Initially, the imperial officials, who apparently viewed Empress Dowager Lu in low esteem, wanted to have her empress dowager title stripped, and for her to be moved out of the palace. Because Liu Yu was raised by her, however, he instead had her be given the title Empress Dowager Chongxian (because she lived at Chongxian Palace) and continued to have her treated as empress dowager. She died in February 466.

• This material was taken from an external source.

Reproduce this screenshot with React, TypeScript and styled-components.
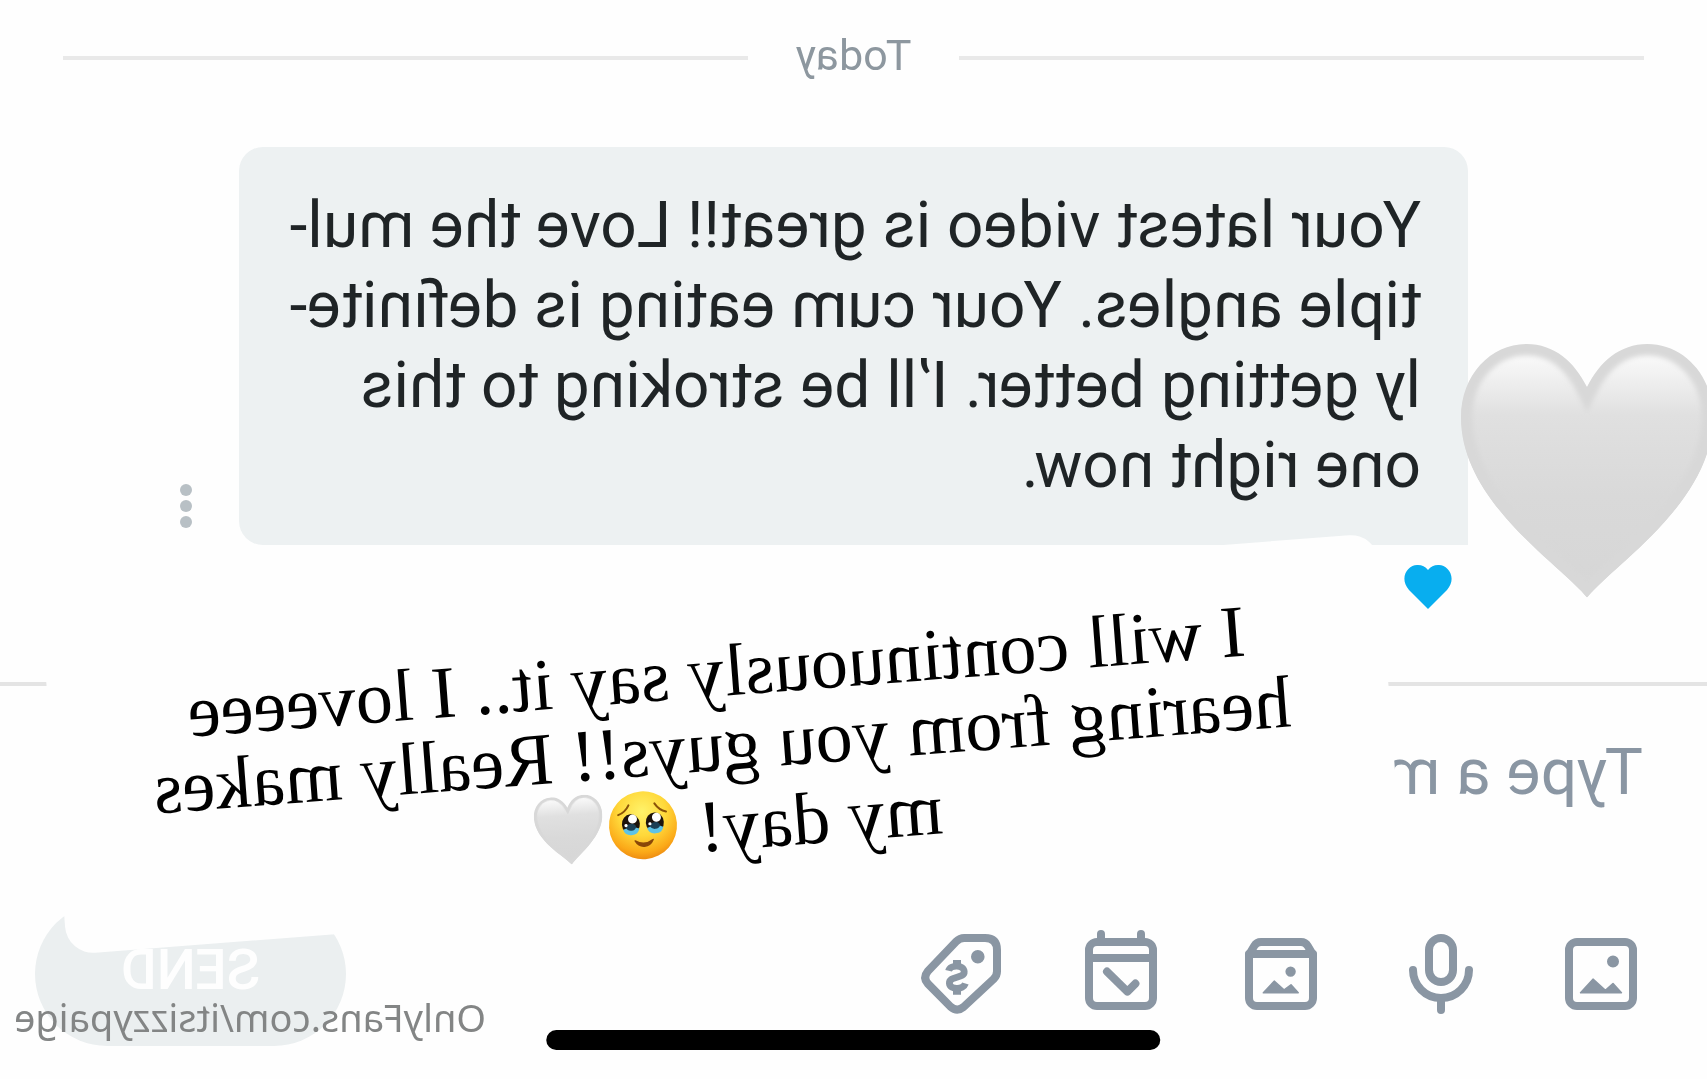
import React from "react";
import styled, { createGlobalStyle } from "styled-components";

const GlobalStyle = createGlobalStyle`
  *, *::before, *::after { box-sizing: border-box; }
  body { margin: 0; background: #fefefe; }
  button, input { font: inherit; border: 0; background: none; padding: 0; }
`;

const slate = "#8a96a3";

/* The whole conversation is shown flipped left to right, like a selfie capture. */
const Screen = styled.main`
  position: relative;
  display: flex;
  flex-direction: column;
  min-height: 100vh;
  overflow: hidden;
  padding-top: 30px;
  background: #fefefe;
  color: #1f2426;
  font-family: Roboto, "Liberation Sans", sans-serif;
  transform: scaleX(-1);
`;

const DayDivider = styled.div`
  display: flex;
  align-items: center;
  gap: 48px;
  padding: 0 63px;
  font-size: 43px;
  line-height: 50px;
  color: #8d979f;

  &::before,
  &::after {
    content: "";
    flex: 1;
    height: 4px;
    margin-top: 6px;
    background: #e9e9e9;
  }
`;

const MessageRow = styled.section`
  display: grid;
  grid-template-columns: 14% 1fr 14%;
  align-items: end;
  margin-top: 67px;
`;

const Bubble = styled.p`
  grid-column: 2;
  margin: 0;
  padding: 39px 47px;
  border-radius: 24px 24px 24px 0;
  background: #edf1f2;
  font-size: 64px;
  line-height: 80px;
  white-space: nowrap;
`;

const Line = styled.span`
  display: block;
`;

const MoreButton = styled.button`
  display: flex;
  flex-direction: column;
  gap: 4px;
  margin: 0 0 17px 47px;
`;

const Dot = styled.span`
  width: 12px;
  height: 12px;
  border-radius: 50%;
  background: #b8c0c5;
`;

const LikeButton = styled.button`
  align-self: flex-start;
  margin: 19px 0 0 calc(14% + 16px);
  height: 46px;

  svg { display: block; }
`;

const Sticker = styled.svg`
  position: absolute;
  left: -6px;
  top: 344px;
  width: 252px;
  height: 256px;
`;

const Composer = styled.form`
  margin-top: 72px;
  padding-top: 46px;
  border-top: 4px solid #e4e4e4;
`;

const MessageInput = styled.input`
  display: block;
  width: 100%;
  height: 80px;
  padding: 0 64px;
  font-size: 64px;
  outline: none;

  &::placeholder { color: ${slate}; opacity: 1; }
`;

const Toolbar = styled.div`
  display: flex;
  align-items: center;
  gap: 64px;
  margin-top: 90px;
  padding: 0 35px 0 58px;
`;

const ToolButton = styled.button`
  width: 96px;
  height: 96px;

  svg {
    display: block;
    width: 100%;
    height: 100%;
    fill: none;
    stroke: ${slate};
    stroke-width: 2;
    stroke-linecap: round;
    stroke-linejoin: round;
  }

  .solid {
    fill: ${slate};
    stroke-width: 0.4;
  }
`;

const SendButton = styled.button`
  width: 311px;
  height: 144px;
  margin-left: auto;
  padding-bottom: 8px;
  border-radius: 72px;
  background: #ebeff0;
  color: #fefefe;
  font-size: 55px;
  font-weight: 500;
`;

const Note = styled.aside`
  position: absolute;
  left: 18.5%;
  top: 584px;
  width: 78.4%;
  padding: 50px 0 42px;
  border-radius: 28px;
  background: #fefefe;
  color: #000;
  font-family: "Liberation Serif", serif;
  font-size: 74px;
  line-height: 74px;
  text-align: center;
  white-space: nowrap;
  transform: rotate(4.4deg);
`;

const Emoji = styled.svg`
  width: 74px;
  height: 74px;
  vertical-align: -6px;
`;

const HomeBar = styled.div`
  position: absolute;
  left: 50%;
  bottom: 29px;
  width: 36%;
  height: 20px;
  border-radius: 10px;
  background: #000;
  transform: translateX(-50%);
`;

const Watermark = styled.a`
  position: absolute;
  right: 14px;
  bottom: 34px;
  color: #838585;
  font-family: "Noto Sans", "Open Sans", sans-serif;
  font-size: 38px;
  line-height: 56px;
  text-decoration: none;
`;

const heartPath =
  "M50 100 C38 86 0 62 0 29 C0 12 12 0 26 0 C37 0 45 7 50 17 C55 7 63 0 74 0 C88 0 100 12 100 29 C100 62 62 86 50 100 Z";

function HeartShape({ id }: { id: string }) {
  return (
    <>
      <defs>
        <linearGradient id={`${id}-fill`} x1="0" y1="0" x2="0" y2="1">
          <stop offset="0.04" stopColor="#fafafa" />
          <stop offset="0.28" stopColor="#e0e0e0" />
          <stop offset="0.6" stopColor="#d9d9d9" />
          <stop offset="1" stopColor="#d6d6d6" />
        </linearGradient>
        <clipPath id={`${id}-clip`}>
          <path d={heartPath} />
        </clipPath>
        <filter id={`${id}-soft`} x="-10%" y="-10%" width="120%" height="120%">
          <feGaussianBlur stdDeviation="1" />
        </filter>
      </defs>
      <g clipPath={`url(#${id}-clip)`}>
        <path d={heartPath} fill={`url(#${id}-fill)`} />
        <path d={heartPath} fill="none" stroke="#d8d8d8" strokeWidth="9" filter={`url(#${id}-soft)`} />
      </g>
    </>
  );
}

function TearyFace() {
  return (
    <Emoji viewBox="0 0 74 74" role="img" aria-label="face holding back tears">
      <defs>
        <radialGradient id="face" cx="0.5" cy="0.3" r="0.7">
          <stop offset="0" stopColor="#fff36a" />
          <stop offset="0.5" stopColor="#ffd83a" />
          <stop offset="0.85" stopColor="#fba918" />
          <stop offset="1" stopColor="#ee8c12" />
        </radialGradient>
      </defs>
      <circle cx="37" cy="37" r="34" fill="url(#face)" />
      <g fill="none" stroke="#8a5308" strokeWidth="2" strokeLinecap="round">
        <path d="M13 25 Q20 23 24 16" />
        <path d="M50 16 Q54 23 61 25" />
      </g>
      {[25, 49].map((x) => (
        <g key={x}>
          <ellipse cx={x} cy="35" rx="9" ry="10" fill="#1d130c" />
          <path d={`M${x - 8} 40 Q${x} 36 ${x + 8} 40 Q${x + 7} 46 ${x} 46 Q${x - 7} 46 ${x - 8} 40Z`} fill="#5fc3e6" />
          <ellipse cx={x} cy="38" rx="5" ry="3.5" fill="#1c3f55" />
          <circle cx={x - 2} cy="30" r="4.5" fill="#fff" />
          <circle cx={x + 5} cy="36" r="1.6" fill="#fff" />
        </g>
      ))}
      <path d="M28 52 Q37 58 46 52 Q43 58 37 58 Q31 58 28 52Z" fill="#8a4708" stroke="#8a4708" strokeWidth="1.5" strokeLinejoin="round" />
    </Emoji>
  );
}

const tools = [
  {
    label: "Add image",
    art: (
      <>
        <rect x="4" y="4" width="16" height="16" rx="2" />
        <circle className="solid" cx="9" cy="8.9" r="1.3" />
        <path className="solid" d="M6.9 16.7 9 14.4 10.9 16.1 14 13.3 17.1 16.7Z" />
      </>
    ),
  },
  {
    label: "Record voice",
    art: (
      <>
        <rect x="9" y="3" width="6" height="11" rx="3" />
        <path d="M5 11a7 7 0 0 0 14 0M12 18v3" />
      </>
    ),
  },
  {
    label: "Add from vault",
    art: (
      <>
        <path d="M4 7.2 5.3 5Q5.9 4 7 4H17Q18.1 4 18.7 5L20 7.2V18a2 2 0 0 1-2 2H6a2 2 0 0 1-2-2Z" />
        <path d="M4 7H20" />
        <circle className="solid" cx="9.6" cy="11.4" r="1.1" />
        <path className="solid" d="M7.7 16.7 9.5 14.7 11.2 16 13.7 13.8 16.4 16.7Z" />
      </>
    ),
  },
  {
    label: "Schedule",
    art: (
      <>
        <rect x="4" y="4" width="16" height="16" rx="2" />
        <path d="M4 8H20M7 2V4M17 2V4M8.4 14.4 10.4 16.4 15.5 11.4" />
      </>
    ),
  },
  {
    label: "Set price",
    art: (
      <>
        <path d="M6 3Q3 3 3 6V11.3Q3 12.4 3.8 13.2L11.4 20.3Q13 21.6 14.6 20.2L20.3 14.4Q21.6 12.9 20.3 11.3L13.2 3.9Q12.3 3 11.2 3Z" />
        <circle className="solid" cx="7.8" cy="7.7" r="1.5" />
        <path d="M15.1 11.2C14.7 9.6 11.3 9.6 11.2 11.4 11.1 13.2 15 12.4 14.9 14.3 14.8 16 11.4 16 10.9 14.4" strokeWidth="1.7" strokeLinecap="butt" />
        <path d="M13 8.5V10.4M13 15.3V17.2" strokeLinecap="butt" />
      </>
    ),
  },
];

const messageLines = [
  "Your latest video is great!! Love the mul-",
  "tiple angles. Your cum eating is definite-",
  "ly getting better. I’ll be stroking to this",
  "one right now.",
];

export default function App() {
  return (
    <>
      <GlobalStyle />
      <Screen>
        <DayDivider>Today</DayDivider>

        <MessageRow>
          <Bubble>
            {messageLines.map((text) => (
              <Line key={text}>{text}</Line>
            ))}
          </Bubble>
          <MoreButton type="button" aria-label="Message options">
            <Dot />
            <Dot />
            <Dot />
          </MoreButton>
        </MessageRow>

        <LikeButton type="button" aria-label="Like message">
          <svg width="48" height="46" viewBox="0 0 48 46">
            <path
              d="M24 45 5 26C-6 13 5 0 14 1Q20 1 24 6 28 1 34 1C43 0 54 13 43 26Z"
              fill="#08aeef"
            />
          </svg>
        </LikeButton>

        <Composer onSubmit={(event) => event.preventDefault()}>
          <MessageInput type="text" aria-label="Message" placeholder="Type a m" />
          <Toolbar>
            {tools.map((tool) => (
              <ToolButton key={tool.label} type="button" aria-label={tool.label}>
                <svg viewBox="0 0 24 24">{tool.art}</svg>
              </ToolButton>
            ))}
            <SendButton type="submit">SEND</SendButton>
          </Toolbar>
        </Composer>

        <Note>
          <Line>I will continuously say it.. I loveeee</Line>
          <Line>hearing from you guys!! Really makes</Line>
          <Line>
            my day! <TearyFace />
            <Emoji viewBox="-4 -3 108 108" role="img" aria-label="white heart">
              <HeartShape id="small-heart" />
            </Emoji>
            {"\u00a0"}
          </Line>
        </Note>

        <Sticker viewBox="0 0 100 101" preserveAspectRatio="none" role="img" aria-label="white heart">
          <HeartShape id="big-heart" />
        </Sticker>
        <HomeBar />
        <Watermark href="#profile">OnlyFans.com/itsizzypaige</Watermark>
      </Screen>
    </>
  );
}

However, how Empress Dowager Lu died is a matter of controversy. Historical accounts indicate that there was a rumor, allegedly from reliable sources but not conclusive, that after her grandson Liu Zixun, the Prince of Jin'an had been declared emperor in early 466 at his defense post at Jiang Province in competition with Emperor Ming, Empress Dowager Lu was secretly pleased. On a feast she hosted for Emperor Ming, she spiked the wine with poison and intended to kill Emperor Ming. However, Emperor Ming's attendants realized this and warned him, and he instead offered the wine back to her. She could not refuse it, so she drank the wine and died.

Empress Dowager Lu was buried with honors due an empress dowager. However, after her burial, her body was disinterred as a magical means of cursing her grandson Liu Zixun. It was only in 468, long after Liu Zixun had been defeated, that she was reburied.